The reported mountain-lion attack in Foothills Park Saturday was deemed "unsubstantiated" by clearly skeptical state investigators Monday.
Police Chief Lynne Johnson told the City Council Monday night that officers believe the report of the attack is a fabrication.
After spending hours combing the trail, forensically checking the hiker's clothing and interviewing the purported victim, officials found no evidence to confirm the attack, game warden Patrick Foy of the Department of Fish and Game told the Weekly.
Foothills Park, where the reported incident occurred, and Arastradero Preserve, where a mountain-lion sighting was reported Saturday afternoon, may be re-opened soon, Palo Alto police Agent Dan Ryan said Monday afternoon.
The incident was "more of a wild-goose chase than we thought. We just can't confirm or deny it," he said.
The Portola Valley man who reported the attack -- which would have been the first lion attack on a human in Palo Alto history -- was hiking on the Los Trancos Trail in Foothills Park about 4 p.m. Saturday when he said he felt a sudden shove at his shoulder-blade level and tumbled down a hillside, stopping when he hit the trunk of a tree, according to Ryan.
He said he saw a lion continue to tumble down the hill, splash through Los Trancos Creek and scramble away, Ryan said.
But an aggressive, three-part investigation turned up nothing to substantiate the account, Foy said.
Four state game wardens and a professional wildlife tracker from the U.S. Department of Agriculture searched inside the park late into Sunday night and again Monday and found no trace, he said. They even tied sticks to the side of a truck, combing the ground near the incident to smooth out dirt so tracks would be obvious.
Hounds specially trained to detect mountain lions were brought to the shady trail but couldn't find a scent, he said.
The victim's shirt was sent to a lab to detect puncture marks, hair or saliva but nothing was found, he said.
"You'd be surprised how many hairs end up on that victim's back when a lion does attack them," he said.
The shirt had a couple small spots of blood believed to be the hiker's, Foy added. The hiker was badly scraped all over his body after the fall, including on his exposed legs from wearing shorts, Foy said.
Earlier Monday, authorities said they had no reason to doubt the hiker's account.
The hiker, who asked police not to disclose his identity, described a four-foot animal with a nearly four-foot tail, a description that matches lions rather than smaller bobcats, which are often mistakenly called lions despite having short tails, Foy said.
A lion was also reported sighted from a distance near the lake at Pearson-Arastradero Preserve on Saturday afternoon, about two miles away from the alleged attack, Ryan said.
And Foy and Ryan initially attributed the trouble finding a scent to the time delay between the reported attack and its reporting.
Ryan said the hiker only called officials Sunday afternoon, nearly a day later after the time of the reported attack. The hiker said he feared he'd be fined for using a Palo Alto park not open to non-residents, according to Ryan.

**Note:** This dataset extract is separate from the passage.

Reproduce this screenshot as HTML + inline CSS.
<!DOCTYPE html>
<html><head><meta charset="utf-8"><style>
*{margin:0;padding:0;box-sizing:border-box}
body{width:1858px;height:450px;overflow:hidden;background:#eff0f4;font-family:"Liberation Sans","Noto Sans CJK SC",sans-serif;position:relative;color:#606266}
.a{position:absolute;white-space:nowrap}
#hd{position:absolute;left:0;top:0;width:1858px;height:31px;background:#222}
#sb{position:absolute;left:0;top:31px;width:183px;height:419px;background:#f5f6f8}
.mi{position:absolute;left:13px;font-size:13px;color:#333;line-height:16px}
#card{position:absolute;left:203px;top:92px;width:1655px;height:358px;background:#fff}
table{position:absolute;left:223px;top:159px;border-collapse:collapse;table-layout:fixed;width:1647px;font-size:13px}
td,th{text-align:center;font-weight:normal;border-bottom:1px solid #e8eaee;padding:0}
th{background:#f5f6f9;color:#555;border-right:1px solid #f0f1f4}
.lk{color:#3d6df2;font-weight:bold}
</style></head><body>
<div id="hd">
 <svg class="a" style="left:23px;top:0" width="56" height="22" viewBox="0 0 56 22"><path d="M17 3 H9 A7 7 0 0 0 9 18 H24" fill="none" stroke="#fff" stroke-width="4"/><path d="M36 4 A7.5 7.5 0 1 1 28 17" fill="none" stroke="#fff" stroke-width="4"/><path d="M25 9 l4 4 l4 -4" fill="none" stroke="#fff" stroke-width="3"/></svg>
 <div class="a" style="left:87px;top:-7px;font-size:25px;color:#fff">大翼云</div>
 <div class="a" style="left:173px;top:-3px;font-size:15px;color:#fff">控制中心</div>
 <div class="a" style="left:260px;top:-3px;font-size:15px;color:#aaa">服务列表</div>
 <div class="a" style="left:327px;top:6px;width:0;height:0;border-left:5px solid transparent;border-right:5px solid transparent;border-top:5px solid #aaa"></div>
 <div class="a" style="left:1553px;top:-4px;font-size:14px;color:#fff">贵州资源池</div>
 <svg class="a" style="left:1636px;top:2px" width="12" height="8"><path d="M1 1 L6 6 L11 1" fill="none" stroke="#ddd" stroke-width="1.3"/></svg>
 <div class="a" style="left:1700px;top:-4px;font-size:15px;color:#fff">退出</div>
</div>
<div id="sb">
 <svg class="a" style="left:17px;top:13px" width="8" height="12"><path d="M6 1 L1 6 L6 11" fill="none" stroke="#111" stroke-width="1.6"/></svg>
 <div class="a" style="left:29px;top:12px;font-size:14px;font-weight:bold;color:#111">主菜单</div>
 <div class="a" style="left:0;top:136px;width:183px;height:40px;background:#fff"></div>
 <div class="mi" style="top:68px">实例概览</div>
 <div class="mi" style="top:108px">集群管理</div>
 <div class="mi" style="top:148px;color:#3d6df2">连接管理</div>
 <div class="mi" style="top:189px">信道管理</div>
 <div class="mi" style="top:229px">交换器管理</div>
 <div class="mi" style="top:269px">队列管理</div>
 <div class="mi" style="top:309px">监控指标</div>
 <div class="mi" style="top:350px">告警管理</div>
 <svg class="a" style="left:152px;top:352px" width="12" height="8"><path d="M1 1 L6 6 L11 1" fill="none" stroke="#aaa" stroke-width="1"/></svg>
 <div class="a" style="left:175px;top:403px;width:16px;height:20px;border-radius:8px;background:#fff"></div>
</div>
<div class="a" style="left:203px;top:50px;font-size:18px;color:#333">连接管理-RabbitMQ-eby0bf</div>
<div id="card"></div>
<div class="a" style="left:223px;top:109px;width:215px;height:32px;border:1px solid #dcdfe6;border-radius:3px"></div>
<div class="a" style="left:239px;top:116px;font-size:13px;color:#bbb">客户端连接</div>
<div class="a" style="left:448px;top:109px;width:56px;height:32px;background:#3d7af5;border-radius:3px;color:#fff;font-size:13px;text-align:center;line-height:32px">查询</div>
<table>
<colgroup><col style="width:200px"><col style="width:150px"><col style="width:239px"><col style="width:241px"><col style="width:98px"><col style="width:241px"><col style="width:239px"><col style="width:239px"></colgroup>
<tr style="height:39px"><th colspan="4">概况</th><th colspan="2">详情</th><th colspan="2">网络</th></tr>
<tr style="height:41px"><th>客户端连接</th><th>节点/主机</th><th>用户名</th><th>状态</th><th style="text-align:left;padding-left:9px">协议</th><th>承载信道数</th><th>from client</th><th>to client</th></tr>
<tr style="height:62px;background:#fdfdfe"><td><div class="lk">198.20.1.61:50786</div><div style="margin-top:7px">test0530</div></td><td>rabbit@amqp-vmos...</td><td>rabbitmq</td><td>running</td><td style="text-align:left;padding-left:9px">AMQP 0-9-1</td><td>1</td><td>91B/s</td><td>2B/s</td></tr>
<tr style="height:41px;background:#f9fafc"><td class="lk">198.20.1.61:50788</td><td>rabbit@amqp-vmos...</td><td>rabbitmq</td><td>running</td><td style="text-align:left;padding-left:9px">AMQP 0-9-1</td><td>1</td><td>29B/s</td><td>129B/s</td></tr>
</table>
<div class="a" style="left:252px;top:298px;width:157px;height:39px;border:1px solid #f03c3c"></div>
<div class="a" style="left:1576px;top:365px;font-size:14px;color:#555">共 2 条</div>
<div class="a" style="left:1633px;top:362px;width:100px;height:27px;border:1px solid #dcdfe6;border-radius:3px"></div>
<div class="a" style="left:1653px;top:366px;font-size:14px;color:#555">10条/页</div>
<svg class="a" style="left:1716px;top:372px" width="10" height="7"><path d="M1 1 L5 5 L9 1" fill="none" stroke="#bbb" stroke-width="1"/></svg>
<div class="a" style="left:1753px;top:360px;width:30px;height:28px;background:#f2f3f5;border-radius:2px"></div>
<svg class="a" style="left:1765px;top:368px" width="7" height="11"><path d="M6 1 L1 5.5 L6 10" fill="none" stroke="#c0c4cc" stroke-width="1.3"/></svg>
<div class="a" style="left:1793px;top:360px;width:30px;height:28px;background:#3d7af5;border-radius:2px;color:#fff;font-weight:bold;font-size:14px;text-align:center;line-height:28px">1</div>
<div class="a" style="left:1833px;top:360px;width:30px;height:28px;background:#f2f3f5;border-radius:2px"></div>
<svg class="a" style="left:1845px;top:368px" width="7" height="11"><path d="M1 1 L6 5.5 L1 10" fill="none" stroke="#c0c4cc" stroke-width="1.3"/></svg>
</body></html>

The man entered the preserve through an unofficial trail winding by houses in a residential neighborhood of Los Trancos Woods near the 100 block of Ramona Road.
Foothills Park has been closed to non-Palo Alto residents since the 1,400-acre preserve opened in 1959.
Despite the lack of evidence of a weekend attack, Foy cautioned against complacency. Because of its large deer population, the park is mountain lion habitat and visitors should know how to defend themselves, he said.
Children should be kept nearby and dogs should be leashed, he advised. If confronted, people should stand tall and shout aggressively or blow a whistle to scare the animal away, he said.
And if attacked, fight back, Foy added.